• Stated task: Find and return each line containing "React".
** Start Information shown **
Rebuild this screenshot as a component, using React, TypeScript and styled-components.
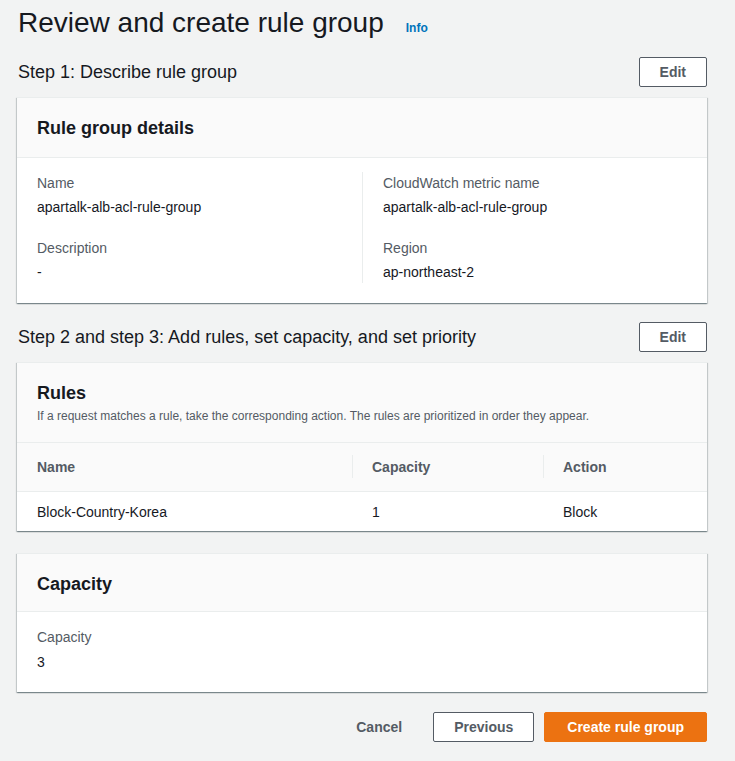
import React from "react";
import styled, { createGlobalStyle } from "styled-components";

const GlobalStyle = createGlobalStyle`
  html, body {
    margin: 0;
    padding: 0;
    background: #f2f3f3;
  }
  body {
    font-family: "Liberation Sans", Arial, sans-serif;
    color: #16191f;
    font-size: 14px;
    line-height: 22px;
  }
  * { box-sizing: border-box; }
`;

const Page = styled.div`
  display: flex;
  flex-direction: column;
  padding: 0 28px 19px 17px;
  min-height: 761px;
`;

const TitleRow = styled.div`
  display: flex;
  align-items: baseline;
  gap: 22px;
  padding-top: 5px;
  padding-left: 1px;
`;

const Title = styled.h1`
  margin: 0;
  font-size: 28px;
  font-weight: 400;
  line-height: 36px;
  color: #16191f;
`;

const InfoLink = styled.a`
  font-size: 12px;
  font-weight: 700;
  color: #0073bb;
  text-decoration: none;
`;

const SectionRow = styled.div<{ $top: number }>`
  display: flex;
  justify-content: space-between;
  align-items: center;
  margin-top: ${(p) => p.$top}px;
  margin-bottom: 10px;
`;

const SectionTitle = styled.h2`
  margin: 0;
  padding-left: 1px;
  font-size: 18px;
  font-weight: 400;
  line-height: 22px;
  color: #16191f;
`;

const Button = styled.button<{ $variant?: "normal" | "primary" | "link" }>`
  height: 30px;
  padding: 0 ${(p) => (p.$variant === "primary" ? 22 : 20)}px;
  border-radius: 2px;
  font-family: inherit;
  font-size: 14px;
  font-weight: 700;
  line-height: 22px;
  cursor: pointer;
  border: 1px solid
    ${(p) =>
      p.$variant === "primary"
        ? "#ec7211"
        : p.$variant === "link"
        ? "transparent"
        : "#545b64"};
  background: ${(p) =>
    p.$variant === "primary" ? "#ec7211" : p.$variant === "link" ? "transparent" : "#ffffff"};
  color: ${(p) => (p.$variant === "primary" ? "#ffffff" : "#545b64")};
`;

const Card = styled.section<{ $top?: number }>`
  background: #ffffff;
  border-top: 1px solid #eaeded;
  margin-top: ${(p) => p.$top ?? 0}px;
  box-shadow: 0 1px 1px 0 rgba(0, 28, 36, 0.3), 1px 1px 1px 0 rgba(0, 28, 36, 0.15),
    -1px 1px 1px 0 rgba(0, 28, 36, 0.15);
`;

const CardHeader = styled.div<{ $pb?: number }>`
  background: #fafafa;
  padding: 19px 20px ${(p) => p.$pb ?? 18}px;
  border-bottom: 1px solid #eaeded;
`;

const CardTitle = styled.h3`
  margin: 0;
  font-size: 18px;
  font-weight: 700;
  line-height: 22px;
  color: #16191f;
`;

const CardDescription = styled.p`
  margin: 4px 0 0;
  font-size: 12px;
  line-height: 16px;
  color: #545b64;
`;

const DetailGrid = styled.div`
  display: grid;
  grid-template-columns: 1fr 1fr;
  padding: 14px 20px 20px;
`;

const DetailColumn = styled.div<{ $divider?: boolean }>`
  display: flex;
  flex-direction: column;
  gap: 19px;
  ${(p) => (p.$divider ? "border-left: 1px solid #eaeded; padding-left: 20px;" : "")}
`;

const Field = styled.div`
  display: flex;
  flex-direction: column;
  gap: 2px;
`;

const Label = styled.div`
  font-size: 14px;
  line-height: 22px;
  color: #545b64;
`;

const Value = styled.div`
  font-size: 14px;
  line-height: 22px;
  color: #16191f;
`;

const SingleBody = styled.div`
  padding: 14px 20px 19px;
  display: flex;
  flex-direction: column;
  gap: 3px;
`;

const Table = styled.div`
  display: grid;
  grid-template-columns: 335px 191px 1fr;
`;

const HeadCell = styled.div<{ $divider?: boolean }>`
  background: #fafafa;
  height: 49px;
  display: flex;
  align-items: center;
  padding: 0 20px;
  font-weight: 700;
  color: #545b64;
  border-bottom: 1px solid #eaeded;
  position: relative;
  ${(p) =>
    p.$divider
      ? `&::before {
    content: "";
    position: absolute;
    left: 0;
    top: 12px;
    height: 23px;
    border-left: 1px solid #eaeded;
  }`
      : ""}
`;

const BodyCell = styled.div`
  height: 39px;
  display: flex;
  align-items: center;
  padding: 0 20px;
  color: #16191f;
`;

const Footer = styled.div`
  display: flex;
  justify-content: flex-end;
  align-items: center;
  gap: 10px;
  margin-top: 20px;
`;

export default function App() {
  return (
    <>
      <GlobalStyle />
      <Page>
        <TitleRow>
          <Title>Review and create rule group</Title>
          <InfoLink>Info</InfoLink>
        </TitleRow>

        <SectionRow $top={16}>
          <SectionTitle>Step 1: Describe rule group</SectionTitle>
          <Button>Edit</Button>
        </SectionRow>
        <Card>
          <CardHeader $pb={18}>
            <CardTitle>Rule group details</CardTitle>
          </CardHeader>
          <DetailGrid>
            <DetailColumn>
              <Field>
                <Label>Name</Label>
                <Value>apartalk-alb-acl-rule-group</Value>
              </Field>
              <Field>
                <Label>Description</Label>
                <Value>-</Value>
              </Field>
            </DetailColumn>
            <DetailColumn $divider>
              <Field>
                <Label>CloudWatch metric name</Label>
                <Value>apartalk-alb-acl-rule-group</Value>
              </Field>
              <Field>
                <Label>Region</Label>
                <Value>ap-northeast-2</Value>
              </Field>
            </DetailColumn>
          </DetailGrid>
        </Card>

        <SectionRow $top={19}>
          <SectionTitle>Step 2 and step 3: Add rules, set capacity, and set priority</SectionTitle>
          <Button>Edit</Button>
        </SectionRow>
        <Card>
          <CardHeader $pb={18}>
            <CardTitle>Rules</CardTitle>
            <CardDescription>
              If a request matches a rule, take the corresponding action. The rules are prioritized in
              order they appear.
            </CardDescription>
          </CardHeader>
          <Table>
            <HeadCell>Name</HeadCell>
            <HeadCell $divider>Capacity</HeadCell>
            <HeadCell $divider>Action</HeadCell>
            <BodyCell>Block-Country-Korea</BodyCell>
            <BodyCell>1</BodyCell>
            <BodyCell>Block</BodyCell>
          </Table>
        </Card>

        <Card $top={22}>
          <CardHeader $pb={16}>
            <CardTitle>Capacity</CardTitle>
          </CardHeader>
          <SingleBody>
            <Label>Capacity</Label>
            <Value>3</Value>
          </SingleBody>
        </Card>

        <Footer>
          <Button $variant="link">Cancel</Button>
          <Button>Previous</Button>
          <Button $variant="primary">Create rule group</Button>
        </Footer>
      </Page>
    </>
  );
}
** End Information shown **
• Written reply:
Rebuild this screenshot as a component, using React, TypeScript and styled-components.
import React from "react";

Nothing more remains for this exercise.